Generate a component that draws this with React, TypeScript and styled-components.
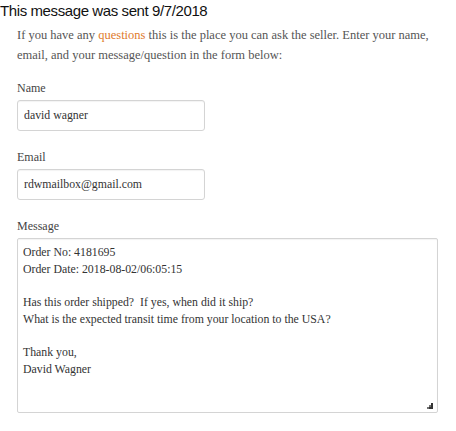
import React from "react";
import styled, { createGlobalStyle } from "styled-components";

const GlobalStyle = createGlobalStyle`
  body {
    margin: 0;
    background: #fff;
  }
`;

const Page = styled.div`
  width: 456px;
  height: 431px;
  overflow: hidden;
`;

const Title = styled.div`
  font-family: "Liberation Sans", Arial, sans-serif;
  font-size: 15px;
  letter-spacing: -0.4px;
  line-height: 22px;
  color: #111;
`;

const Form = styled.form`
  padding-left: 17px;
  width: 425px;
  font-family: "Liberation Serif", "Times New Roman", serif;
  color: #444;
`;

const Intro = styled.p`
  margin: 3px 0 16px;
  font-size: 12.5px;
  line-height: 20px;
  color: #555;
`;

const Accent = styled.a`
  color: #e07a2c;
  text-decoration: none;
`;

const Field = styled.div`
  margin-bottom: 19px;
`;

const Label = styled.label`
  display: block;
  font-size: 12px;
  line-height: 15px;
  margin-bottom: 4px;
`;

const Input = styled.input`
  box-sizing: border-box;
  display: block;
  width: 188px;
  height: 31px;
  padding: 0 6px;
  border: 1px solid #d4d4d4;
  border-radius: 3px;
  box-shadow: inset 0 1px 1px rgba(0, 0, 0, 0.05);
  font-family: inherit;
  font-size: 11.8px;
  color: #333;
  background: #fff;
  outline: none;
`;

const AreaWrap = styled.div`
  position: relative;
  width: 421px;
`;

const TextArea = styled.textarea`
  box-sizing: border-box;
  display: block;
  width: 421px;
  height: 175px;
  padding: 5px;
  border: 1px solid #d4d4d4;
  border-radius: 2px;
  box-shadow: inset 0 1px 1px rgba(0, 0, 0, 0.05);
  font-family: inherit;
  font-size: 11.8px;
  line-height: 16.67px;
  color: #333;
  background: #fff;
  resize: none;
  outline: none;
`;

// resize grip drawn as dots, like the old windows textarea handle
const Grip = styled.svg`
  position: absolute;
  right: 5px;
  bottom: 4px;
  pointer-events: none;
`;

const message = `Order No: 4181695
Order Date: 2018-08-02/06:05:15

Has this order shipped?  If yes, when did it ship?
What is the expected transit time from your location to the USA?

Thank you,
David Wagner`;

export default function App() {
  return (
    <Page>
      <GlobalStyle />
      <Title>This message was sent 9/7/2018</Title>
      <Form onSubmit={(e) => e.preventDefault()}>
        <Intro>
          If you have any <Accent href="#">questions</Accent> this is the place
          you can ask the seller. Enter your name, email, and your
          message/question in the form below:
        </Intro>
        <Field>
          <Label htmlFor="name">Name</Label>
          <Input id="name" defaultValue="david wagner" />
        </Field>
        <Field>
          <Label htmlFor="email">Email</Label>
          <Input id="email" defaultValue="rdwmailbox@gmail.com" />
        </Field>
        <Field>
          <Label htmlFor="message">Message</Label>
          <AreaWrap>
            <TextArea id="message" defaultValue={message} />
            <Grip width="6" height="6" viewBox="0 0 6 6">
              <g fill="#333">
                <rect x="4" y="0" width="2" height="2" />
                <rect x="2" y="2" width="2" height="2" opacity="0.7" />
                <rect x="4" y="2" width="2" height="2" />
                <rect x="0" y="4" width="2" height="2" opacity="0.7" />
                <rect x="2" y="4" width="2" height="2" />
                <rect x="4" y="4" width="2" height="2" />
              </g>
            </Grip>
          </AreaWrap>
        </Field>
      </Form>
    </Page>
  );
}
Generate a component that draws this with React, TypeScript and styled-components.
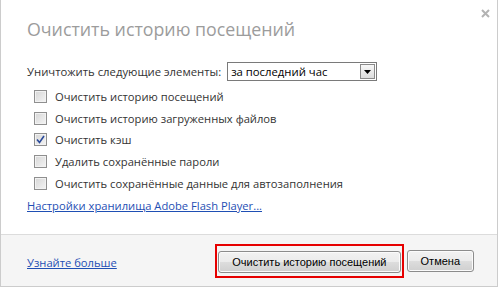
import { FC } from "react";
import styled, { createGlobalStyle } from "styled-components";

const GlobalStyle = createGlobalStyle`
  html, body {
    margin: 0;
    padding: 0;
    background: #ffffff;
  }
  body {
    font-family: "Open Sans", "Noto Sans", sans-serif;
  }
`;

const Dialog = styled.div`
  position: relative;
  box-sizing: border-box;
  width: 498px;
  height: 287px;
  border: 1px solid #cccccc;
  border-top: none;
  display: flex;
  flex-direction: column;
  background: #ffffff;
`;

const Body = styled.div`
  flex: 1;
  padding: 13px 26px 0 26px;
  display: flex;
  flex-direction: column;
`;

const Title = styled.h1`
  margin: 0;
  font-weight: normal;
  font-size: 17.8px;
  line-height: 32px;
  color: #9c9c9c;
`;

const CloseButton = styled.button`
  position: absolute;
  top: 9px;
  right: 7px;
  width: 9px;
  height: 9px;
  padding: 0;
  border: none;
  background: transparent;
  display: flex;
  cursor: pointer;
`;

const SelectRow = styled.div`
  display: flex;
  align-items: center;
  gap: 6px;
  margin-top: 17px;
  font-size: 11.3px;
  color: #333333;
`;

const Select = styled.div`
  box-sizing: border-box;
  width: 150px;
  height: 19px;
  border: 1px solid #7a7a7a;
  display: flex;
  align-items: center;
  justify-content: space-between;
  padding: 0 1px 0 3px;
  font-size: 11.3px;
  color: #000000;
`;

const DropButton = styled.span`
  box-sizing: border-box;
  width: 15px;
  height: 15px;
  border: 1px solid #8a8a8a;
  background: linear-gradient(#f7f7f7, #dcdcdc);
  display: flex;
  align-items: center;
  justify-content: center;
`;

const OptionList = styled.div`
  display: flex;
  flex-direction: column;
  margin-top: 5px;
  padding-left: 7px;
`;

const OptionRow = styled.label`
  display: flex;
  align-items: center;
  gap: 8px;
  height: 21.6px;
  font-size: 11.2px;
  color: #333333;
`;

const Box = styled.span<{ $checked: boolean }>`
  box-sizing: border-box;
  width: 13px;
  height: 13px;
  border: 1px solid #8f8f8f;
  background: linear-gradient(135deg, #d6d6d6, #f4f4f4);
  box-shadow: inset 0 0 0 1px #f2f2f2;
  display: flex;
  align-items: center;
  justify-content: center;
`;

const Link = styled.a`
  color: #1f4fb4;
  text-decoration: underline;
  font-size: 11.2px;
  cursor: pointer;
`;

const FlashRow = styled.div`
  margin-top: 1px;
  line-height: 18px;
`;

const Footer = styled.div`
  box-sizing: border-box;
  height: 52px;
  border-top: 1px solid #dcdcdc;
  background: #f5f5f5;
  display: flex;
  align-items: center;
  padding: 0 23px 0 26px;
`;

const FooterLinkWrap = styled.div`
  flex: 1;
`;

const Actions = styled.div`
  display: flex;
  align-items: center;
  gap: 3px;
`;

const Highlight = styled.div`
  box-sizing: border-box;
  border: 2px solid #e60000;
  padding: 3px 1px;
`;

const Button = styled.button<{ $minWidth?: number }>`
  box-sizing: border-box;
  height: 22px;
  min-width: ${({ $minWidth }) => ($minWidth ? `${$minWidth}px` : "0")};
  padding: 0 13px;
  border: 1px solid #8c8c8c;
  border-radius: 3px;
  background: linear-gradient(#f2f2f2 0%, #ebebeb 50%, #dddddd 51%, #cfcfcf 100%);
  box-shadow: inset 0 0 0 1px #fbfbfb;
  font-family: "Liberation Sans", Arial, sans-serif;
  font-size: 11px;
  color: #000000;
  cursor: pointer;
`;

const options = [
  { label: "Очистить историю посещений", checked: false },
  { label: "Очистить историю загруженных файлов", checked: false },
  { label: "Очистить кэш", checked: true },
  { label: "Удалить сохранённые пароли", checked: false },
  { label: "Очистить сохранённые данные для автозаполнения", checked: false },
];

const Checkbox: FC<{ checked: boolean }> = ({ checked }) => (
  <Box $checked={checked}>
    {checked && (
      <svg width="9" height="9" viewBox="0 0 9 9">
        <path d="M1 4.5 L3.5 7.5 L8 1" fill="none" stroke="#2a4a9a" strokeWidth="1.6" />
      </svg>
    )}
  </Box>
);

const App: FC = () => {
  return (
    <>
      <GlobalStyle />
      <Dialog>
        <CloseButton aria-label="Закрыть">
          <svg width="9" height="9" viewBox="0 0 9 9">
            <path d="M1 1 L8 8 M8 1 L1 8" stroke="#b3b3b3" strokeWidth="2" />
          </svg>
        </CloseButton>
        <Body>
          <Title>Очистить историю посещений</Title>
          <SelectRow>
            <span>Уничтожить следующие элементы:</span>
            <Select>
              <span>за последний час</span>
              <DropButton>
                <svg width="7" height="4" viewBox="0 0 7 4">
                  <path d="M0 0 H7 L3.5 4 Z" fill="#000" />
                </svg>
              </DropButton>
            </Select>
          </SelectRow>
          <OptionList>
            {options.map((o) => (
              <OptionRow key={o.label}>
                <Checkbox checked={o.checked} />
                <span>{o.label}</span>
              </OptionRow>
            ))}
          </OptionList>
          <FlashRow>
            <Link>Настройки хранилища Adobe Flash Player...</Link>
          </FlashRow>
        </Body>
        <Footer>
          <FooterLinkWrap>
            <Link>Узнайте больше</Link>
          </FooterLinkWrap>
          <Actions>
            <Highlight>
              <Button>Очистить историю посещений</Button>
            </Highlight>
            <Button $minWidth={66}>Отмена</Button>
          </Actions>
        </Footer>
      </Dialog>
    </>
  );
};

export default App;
○ ○ ○
■ What is expected ■
Only lines belong in the copy: transcribe those from the start of the data through the line that contains "What is the", and skip the pictures.

■ Written answer ■
Generate a component that draws this with React, TypeScript and styled-components.
import React from "react";
import styled, { createGlobalStyle } from "styled-components";

const GlobalStyle = createGlobalStyle`
  body {
    margin: 0;
    background: #fff;
  }
`;

const Page = styled.div`
  width: 456px;
  height: 431px;
  overflow: hidden;
`;

const Title = styled.div`
  font-family: "Liberation Sans", Arial, sans-serif;
  font-size: 15px;
  letter-spacing: -0.4px;
  line-height: 22px;
  color: #111;
`;

const Form = styled.form`
  padding-left: 17px;
  width: 425px;
  font-family: "Liberation Serif", "Times New Roman", serif;
  color: #444;
`;

const Intro = styled.p`
  margin: 3px 0 16px;
  font-size: 12.5px;
  line-height: 20px;
  color: #555;
`;

const Accent = styled.a`
  color: #e07a2c;
  text-decoration: none;
`;

const Field = styled.div`
  margin-bottom: 19px;
`;

const Label = styled.label`
  display: block;
  font-size: 12px;
  line-height: 15px;
  margin-bottom: 4px;
`;

const Input = styled.input`
  box-sizing: border-box;
  display: block;
  width: 188px;
  height: 31px;
  padding: 0 6px;
  border: 1px solid #d4d4d4;
  border-radius: 3px;
  box-shadow: inset 0 1px 1px rgba(0, 0, 0, 0.05);
  font-family: inherit;
  font-size: 11.8px;
  color: #333;
  background: #fff;
  outline: none;
`;

const AreaWrap = styled.div`
  position: relative;
  width: 421px;
`;

const TextArea = styled.textarea`
  box-sizing: border-box;
  display: block;
  width: 421px;
  height: 175px;
  padding: 5px;
  border: 1px solid #d4d4d4;
  border-radius: 2px;
  box-shadow: inset 0 1px 1px rgba(0, 0, 0, 0.05);
  font-family: inherit;
  font-size: 11.8px;
  line-height: 16.67px;
  color: #333;
  background: #fff;
  resize: none;
  outline: none;
`;

// resize grip drawn as dots, like the old windows textarea handle
const Grip = styled.svg`
  position: absolute;
  right: 5px;
  bottom: 4px;
  pointer-events: none;
`;

const message = `Order No: 4181695
Order Date: 2018-08-02/06:05:15

Has this order shipped?  If yes, when did it ship?
What is the expected transit time from your location to the USA?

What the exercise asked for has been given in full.